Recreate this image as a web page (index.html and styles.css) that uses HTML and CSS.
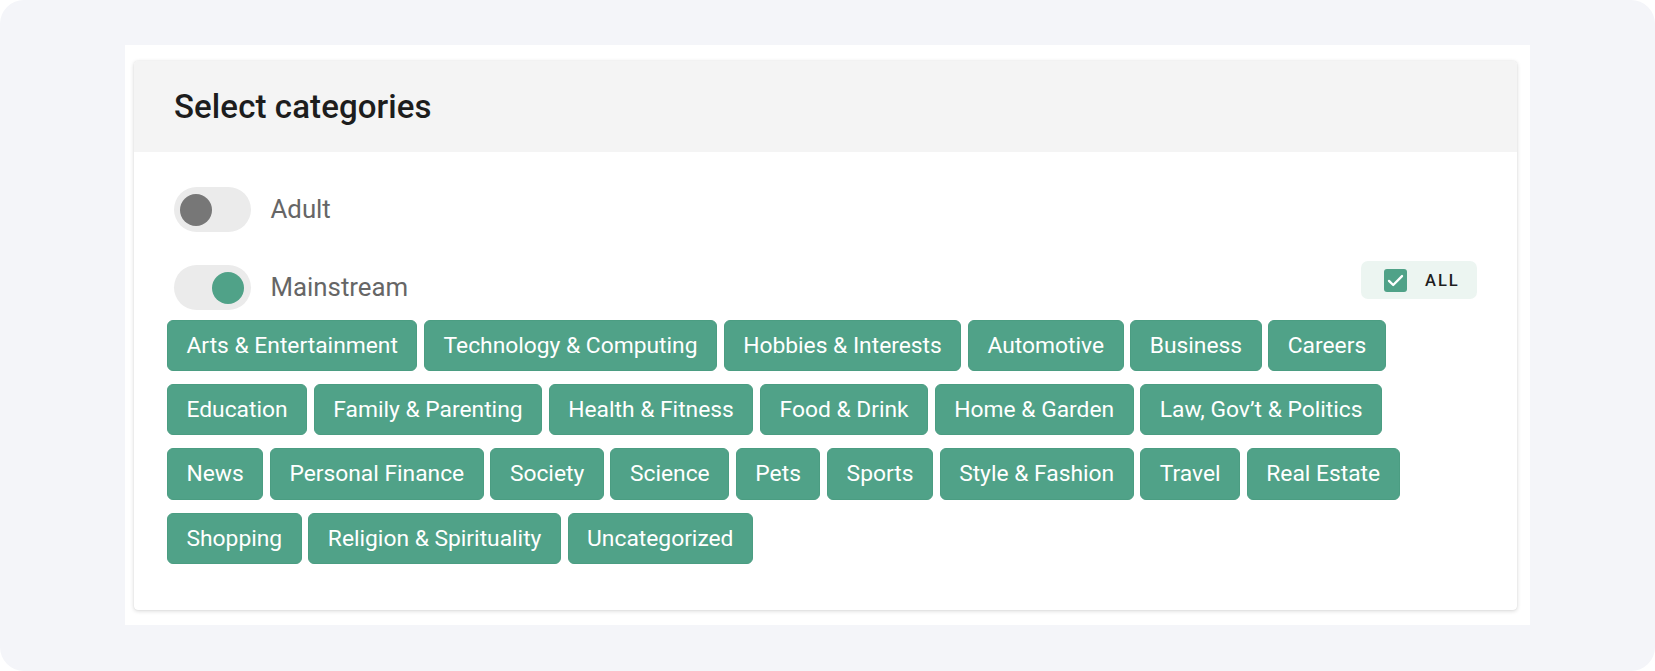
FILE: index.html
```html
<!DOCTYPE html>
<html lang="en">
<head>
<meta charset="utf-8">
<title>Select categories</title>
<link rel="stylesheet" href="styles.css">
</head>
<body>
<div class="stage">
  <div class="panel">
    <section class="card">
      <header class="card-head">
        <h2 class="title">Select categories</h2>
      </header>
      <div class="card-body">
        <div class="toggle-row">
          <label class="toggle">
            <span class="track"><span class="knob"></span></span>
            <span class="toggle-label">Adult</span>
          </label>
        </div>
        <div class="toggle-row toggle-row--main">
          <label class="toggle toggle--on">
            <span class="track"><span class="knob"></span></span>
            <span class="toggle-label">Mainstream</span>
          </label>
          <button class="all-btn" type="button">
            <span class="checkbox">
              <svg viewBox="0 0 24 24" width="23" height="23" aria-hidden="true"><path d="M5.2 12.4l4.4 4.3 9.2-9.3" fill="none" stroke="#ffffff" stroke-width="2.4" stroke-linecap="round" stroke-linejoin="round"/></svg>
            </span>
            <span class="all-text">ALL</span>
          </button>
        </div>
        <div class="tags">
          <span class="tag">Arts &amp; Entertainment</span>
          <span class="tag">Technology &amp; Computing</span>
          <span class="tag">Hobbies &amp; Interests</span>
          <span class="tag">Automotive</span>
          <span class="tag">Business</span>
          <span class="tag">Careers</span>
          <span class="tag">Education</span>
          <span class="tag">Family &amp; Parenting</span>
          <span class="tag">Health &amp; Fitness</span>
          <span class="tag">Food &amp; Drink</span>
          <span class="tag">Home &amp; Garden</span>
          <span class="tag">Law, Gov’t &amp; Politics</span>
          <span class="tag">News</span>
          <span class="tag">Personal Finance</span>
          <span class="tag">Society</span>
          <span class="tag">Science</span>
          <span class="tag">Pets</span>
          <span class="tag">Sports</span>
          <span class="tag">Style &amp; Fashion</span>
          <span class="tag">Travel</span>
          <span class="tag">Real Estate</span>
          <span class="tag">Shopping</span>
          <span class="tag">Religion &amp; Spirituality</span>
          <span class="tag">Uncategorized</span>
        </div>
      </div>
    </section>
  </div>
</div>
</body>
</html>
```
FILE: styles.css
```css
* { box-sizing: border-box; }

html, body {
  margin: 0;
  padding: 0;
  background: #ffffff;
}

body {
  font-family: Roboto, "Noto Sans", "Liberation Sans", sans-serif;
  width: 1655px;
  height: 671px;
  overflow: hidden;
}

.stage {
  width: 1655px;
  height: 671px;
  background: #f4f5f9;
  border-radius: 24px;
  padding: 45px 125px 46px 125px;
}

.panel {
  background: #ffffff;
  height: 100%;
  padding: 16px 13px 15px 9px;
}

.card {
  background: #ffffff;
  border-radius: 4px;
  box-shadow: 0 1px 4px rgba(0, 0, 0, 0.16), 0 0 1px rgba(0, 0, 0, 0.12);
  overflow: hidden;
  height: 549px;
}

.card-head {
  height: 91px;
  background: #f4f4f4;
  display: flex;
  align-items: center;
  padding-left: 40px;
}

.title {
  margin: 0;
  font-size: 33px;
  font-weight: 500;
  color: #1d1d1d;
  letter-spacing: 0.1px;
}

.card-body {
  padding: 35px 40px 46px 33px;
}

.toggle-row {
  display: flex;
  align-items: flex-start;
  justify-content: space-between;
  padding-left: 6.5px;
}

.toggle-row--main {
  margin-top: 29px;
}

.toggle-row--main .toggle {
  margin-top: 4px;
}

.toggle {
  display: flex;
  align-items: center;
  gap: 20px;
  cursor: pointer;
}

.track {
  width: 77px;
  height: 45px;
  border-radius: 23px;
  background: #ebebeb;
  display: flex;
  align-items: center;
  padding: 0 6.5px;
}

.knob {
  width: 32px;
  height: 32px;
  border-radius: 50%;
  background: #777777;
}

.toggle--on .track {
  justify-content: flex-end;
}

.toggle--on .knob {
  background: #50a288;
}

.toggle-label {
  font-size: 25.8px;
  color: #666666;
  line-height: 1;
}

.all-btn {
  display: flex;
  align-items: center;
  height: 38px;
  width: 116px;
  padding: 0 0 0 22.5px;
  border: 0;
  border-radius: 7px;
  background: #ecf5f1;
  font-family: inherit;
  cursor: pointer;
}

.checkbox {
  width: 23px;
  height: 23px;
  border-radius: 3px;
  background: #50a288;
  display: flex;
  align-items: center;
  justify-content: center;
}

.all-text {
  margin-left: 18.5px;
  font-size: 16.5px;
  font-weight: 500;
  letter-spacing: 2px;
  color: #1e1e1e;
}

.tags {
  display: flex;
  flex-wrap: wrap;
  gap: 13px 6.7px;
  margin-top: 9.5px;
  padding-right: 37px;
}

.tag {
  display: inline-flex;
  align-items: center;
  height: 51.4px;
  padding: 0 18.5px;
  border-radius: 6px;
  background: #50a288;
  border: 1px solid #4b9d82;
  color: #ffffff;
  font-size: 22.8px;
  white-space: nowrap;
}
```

--------------------------------

▶ **AIM**
From the listing above, pick out every line containing "styles".

▶ **CORRECT RESPONSE**
Recreate this image as a web page (index.html and styles.css) that uses HTML and CSS.
<link rel="stylesheet" href="styles.css">
FILE: styles.css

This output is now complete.